If you arrive after dark please be advised that the driveway is dark. There is an illuminated street address sign but not much light around the head of the driveway, and it's a bit steep. There's not much I can think of to do about the lighting situation short of putting in lights that would disturb my neighbors and just generally look crass and garish. Just be prepared to turn on your brights and proceed slowly. This is a more rural area and the street as a whole could be a lot darker than you are used to if you are from a city.
But please also bear in mind this is not a remote-forest-experience (not in the least.) We are situated in a town that's a mixture of rural and suburban. The house is bounded on one side by an acre (not a large area) of trees and stream, but on the other side there's a two-lane, paved road that gets plenty of traffic during the day. (Though not so much at night.) It is DARK up here after dark, so house numbers are hard to see and you'll do better with a GPS.
Winter Is Coming. Most people around here have 4-wheel drive cars. This allows us to cope with slippery roads and snow-choked and steep driveways.
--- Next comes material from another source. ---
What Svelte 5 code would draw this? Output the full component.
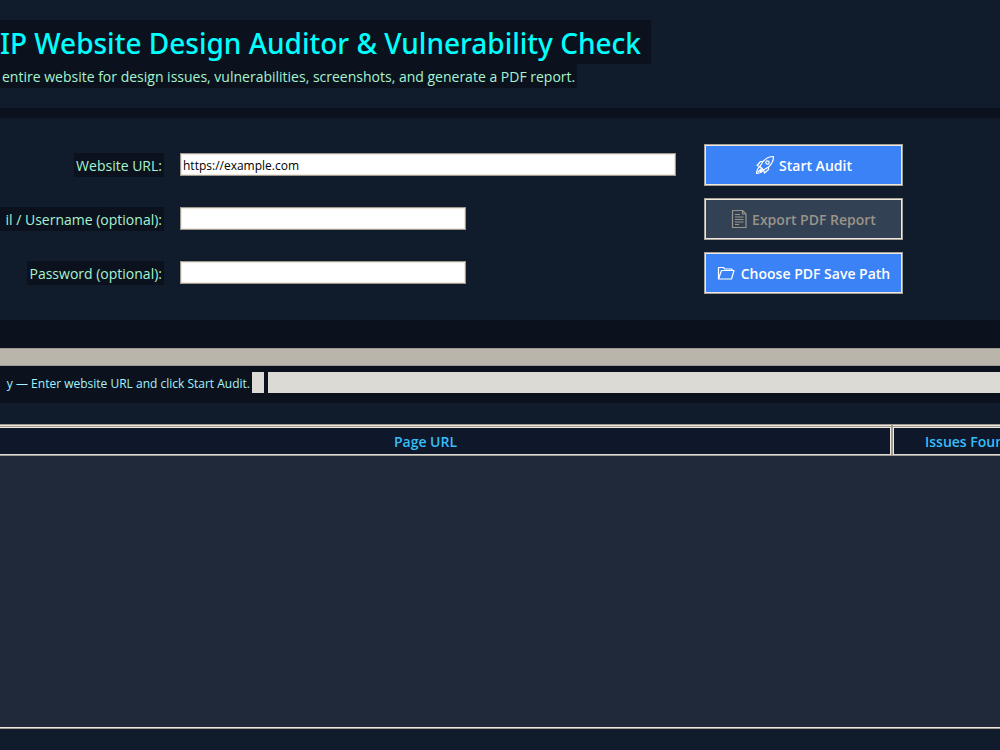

Our 4-wheel drive Subaru Foresters are awesome in snow -- just like little tanks. (There's a reason the Subaru Forester is the National Car of Vermont -- Just kidding, but they are ubiquitous up there.) If you have one of those flimsy little Zip Car tin thingies...um...how do I put it...life may be harder for you. The little oil-fueled heater we keep in the guest house is powerful, silent and doesn't blow that awful dry heat you get with an electric heater. If you find the air too dry, however, you will find a humidifier in the closet.